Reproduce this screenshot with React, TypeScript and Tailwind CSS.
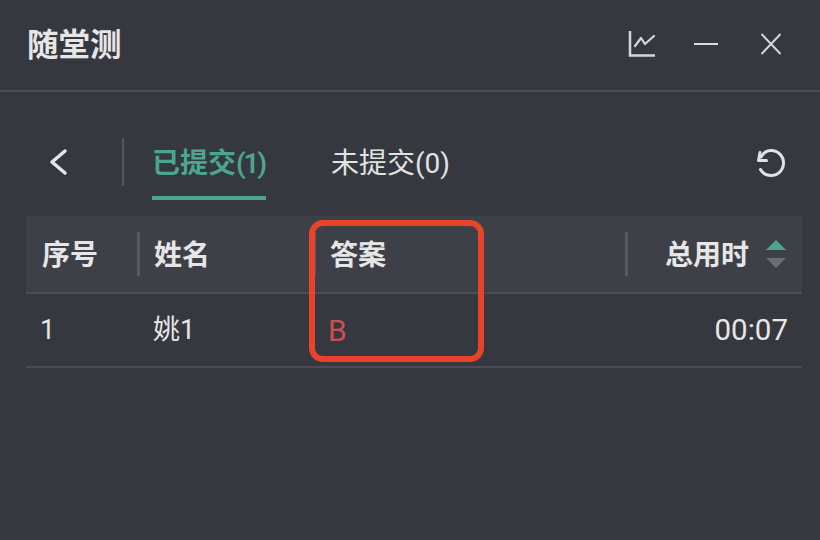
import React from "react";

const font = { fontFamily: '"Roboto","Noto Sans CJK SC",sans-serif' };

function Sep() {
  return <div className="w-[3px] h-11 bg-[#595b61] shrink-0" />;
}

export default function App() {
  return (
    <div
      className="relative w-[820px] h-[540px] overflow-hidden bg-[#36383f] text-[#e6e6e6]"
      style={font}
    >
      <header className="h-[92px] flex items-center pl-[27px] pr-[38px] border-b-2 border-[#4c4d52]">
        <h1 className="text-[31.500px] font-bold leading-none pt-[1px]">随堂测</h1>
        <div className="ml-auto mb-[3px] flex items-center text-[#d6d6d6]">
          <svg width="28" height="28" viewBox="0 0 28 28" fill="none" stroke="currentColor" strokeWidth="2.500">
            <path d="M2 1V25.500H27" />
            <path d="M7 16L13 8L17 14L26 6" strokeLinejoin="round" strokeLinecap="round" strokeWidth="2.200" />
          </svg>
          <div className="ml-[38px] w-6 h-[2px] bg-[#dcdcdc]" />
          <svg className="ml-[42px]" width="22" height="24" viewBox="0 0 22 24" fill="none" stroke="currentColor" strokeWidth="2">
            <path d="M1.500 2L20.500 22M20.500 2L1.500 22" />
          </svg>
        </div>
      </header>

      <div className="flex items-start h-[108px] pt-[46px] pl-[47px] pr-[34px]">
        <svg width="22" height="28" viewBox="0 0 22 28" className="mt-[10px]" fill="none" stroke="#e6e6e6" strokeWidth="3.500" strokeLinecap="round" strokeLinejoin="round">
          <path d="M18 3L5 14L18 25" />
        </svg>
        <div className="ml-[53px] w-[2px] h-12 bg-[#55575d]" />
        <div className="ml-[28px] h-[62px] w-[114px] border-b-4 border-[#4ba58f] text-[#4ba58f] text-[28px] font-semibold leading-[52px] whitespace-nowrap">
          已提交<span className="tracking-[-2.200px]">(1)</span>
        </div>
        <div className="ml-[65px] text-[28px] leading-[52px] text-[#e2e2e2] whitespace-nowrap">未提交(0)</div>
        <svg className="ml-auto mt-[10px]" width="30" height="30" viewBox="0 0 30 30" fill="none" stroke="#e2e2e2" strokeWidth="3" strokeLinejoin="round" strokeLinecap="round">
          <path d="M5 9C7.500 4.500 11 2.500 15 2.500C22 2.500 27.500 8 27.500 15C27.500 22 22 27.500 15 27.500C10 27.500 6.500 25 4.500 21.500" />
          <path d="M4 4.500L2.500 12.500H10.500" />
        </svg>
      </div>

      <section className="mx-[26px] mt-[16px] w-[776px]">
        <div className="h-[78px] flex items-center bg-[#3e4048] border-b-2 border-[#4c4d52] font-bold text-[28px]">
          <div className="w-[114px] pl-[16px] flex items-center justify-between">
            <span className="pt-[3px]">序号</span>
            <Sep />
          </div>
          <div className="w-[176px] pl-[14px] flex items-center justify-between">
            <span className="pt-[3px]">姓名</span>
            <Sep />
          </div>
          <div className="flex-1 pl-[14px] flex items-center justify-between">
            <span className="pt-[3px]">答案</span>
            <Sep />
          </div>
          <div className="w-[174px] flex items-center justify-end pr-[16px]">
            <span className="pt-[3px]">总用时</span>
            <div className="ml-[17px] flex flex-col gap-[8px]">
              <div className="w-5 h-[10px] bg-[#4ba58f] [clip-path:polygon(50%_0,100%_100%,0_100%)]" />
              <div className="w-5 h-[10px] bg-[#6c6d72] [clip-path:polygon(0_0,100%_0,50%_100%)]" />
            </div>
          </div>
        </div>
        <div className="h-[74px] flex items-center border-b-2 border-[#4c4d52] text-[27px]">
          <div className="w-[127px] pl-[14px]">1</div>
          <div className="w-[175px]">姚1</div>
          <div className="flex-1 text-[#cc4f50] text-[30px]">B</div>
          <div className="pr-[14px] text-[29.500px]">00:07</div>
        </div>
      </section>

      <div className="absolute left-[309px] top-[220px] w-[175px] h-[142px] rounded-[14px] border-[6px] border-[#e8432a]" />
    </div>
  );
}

^^^^^^^^^^^^^^^^

### GOAL OF THE EXERCISE
Your task is to repeat the material above exactly, without its pictures.

### RESPONSE
Reproduce this screenshot with React, TypeScript and Tailwind CSS.
import React from "react";

const font = { fontFamily: '"Roboto","Noto Sans CJK SC",sans-serif' };

function Sep() {
  return <div className="w-[3px] h-11 bg-[#595b61] shrink-0" />;
}

export default function App() {
  return (
    <div
      className="relative w-[820px] h-[540px] overflow-hidden bg-[#36383f] text-[#e6e6e6]"
      style={font}
    >
      <header className="h-[92px] flex items-center pl-[27px] pr-[38px] border-b-2 border-[#4c4d52]">
        <h1 className="text-[31.500px] font-bold leading-none pt-[1px]">随堂测</h1>
        <div className="ml-auto mb-[3px] flex items-center text-[#d6d6d6]">
          <svg width="28" height="28" viewBox="0 0 28 28" fill="none" stroke="currentColor" strokeWidth="2.500">
            <path d="M2 1V25.500H27" />
            <path d="M7 16L13 8L17 14L26 6" strokeLinejoin="round" strokeLinecap="round" strokeWidth="2.200" />
          </svg>
          <div className="ml-[38px] w-6 h-[2px] bg-[#dcdcdc]" />
          <svg className="ml-[42px]" width="22" height="24" viewBox="0 0 22 24" fill="none" stroke="currentColor" strokeWidth="2">
            <path d="M1.500 2L20.500 22M20.500 2L1.500 22" />
          </svg>
        </div>
      </header>

      <div className="flex items-start h-[108px] pt-[46px] pl-[47px] pr-[34px]">
        <svg width="22" height="28" viewBox="0 0 22 28" className="mt-[10px]" fill="none" stroke="#e6e6e6" strokeWidth="3.500" strokeLinecap="round" strokeLinejoin="round">
          <path d="M18 3L5 14L18 25" />
        </svg>
        <div className="ml-[53px] w-[2px] h-12 bg-[#55575d]" />
        <div className="ml-[28px] h-[62px] w-[114px] border-b-4 border-[#4ba58f] text-[#4ba58f] text-[28px] font-semibold leading-[52px] whitespace-nowrap">
          已提交<span className="tracking-[-2.200px]">(1)</span>
        </div>
        <div className="ml-[65px] text-[28px] leading-[52px] text-[#e2e2e2] whitespace-nowrap">未提交(0)</div>
        <svg className="ml-auto mt-[10px]" width="30" height="30" viewBox="0 0 30 30" fill="none" stroke="#e2e2e2" strokeWidth="3" strokeLinejoin="round" strokeLinecap="round">
          <path d="M5 9C7.500 4.500 11 2.500 15 2.500C22 2.500 27.500 8 27.500 15C27.500 22 22 27.500 15 27.500C10 27.500 6.500 25 4.500 21.500" />
          <path d="M4 4.500L2.500 12.500H10.500" />
        </svg>
      </div>

      <section className="mx-[26px] mt-[16px] w-[776px]">
        <div className="h-[78px] flex items-center bg-[#3e4048] border-b-2 border-[#4c4d52] font-bold text-[28px]">
          <div className="w-[114px] pl-[16px] flex items-center justify-between">
            <span className="pt-[3px]">序号</span>
            <Sep />
          </div>
          <div className="w-[176px] pl-[14px] flex items-center justify-between">
            <span className="pt-[3px]">姓名</span>
            <Sep />
          </div>
          <div className="flex-1 pl-[14px] flex items-center justify-between">
            <span className="pt-[3px]">答案</span>
            <Sep />
          </div>
          <div className="w-[174px] flex items-center justify-end pr-[16px]">
            <span className="pt-[3px]">总用时</span>
            <div className="ml-[17px] flex flex-col gap-[8px]">
              <div className="w-5 h-[10px] bg-[#4ba58f] [clip-path:polygon(50%_0,100%_100%,0_100%)]" />
              <div className="w-5 h-[10px] bg-[#6c6d72] [clip-path:polygon(0_0,100%_0,50%_100%)]" />
            </div>
          </div>
        </div>
        <div className="h-[74px] flex items-center border-b-2 border-[#4c4d52] text-[27px]">
          <div className="w-[127px] pl-[14px]">1</div>
          <div className="w-[175px]">姚1</div>
          <div className="flex-1 text-[#cc4f50] text-[30px]">B</div>
          <div className="pr-[14px] text-[29.500px]">00:07</div>
        </div>
      </section>

      <div className="absolute left-[309px] top-[220px] w-[175px] h-[142px] rounded-[14px] border-[6px] border-[#e8432a]" />
    </div>
  );
}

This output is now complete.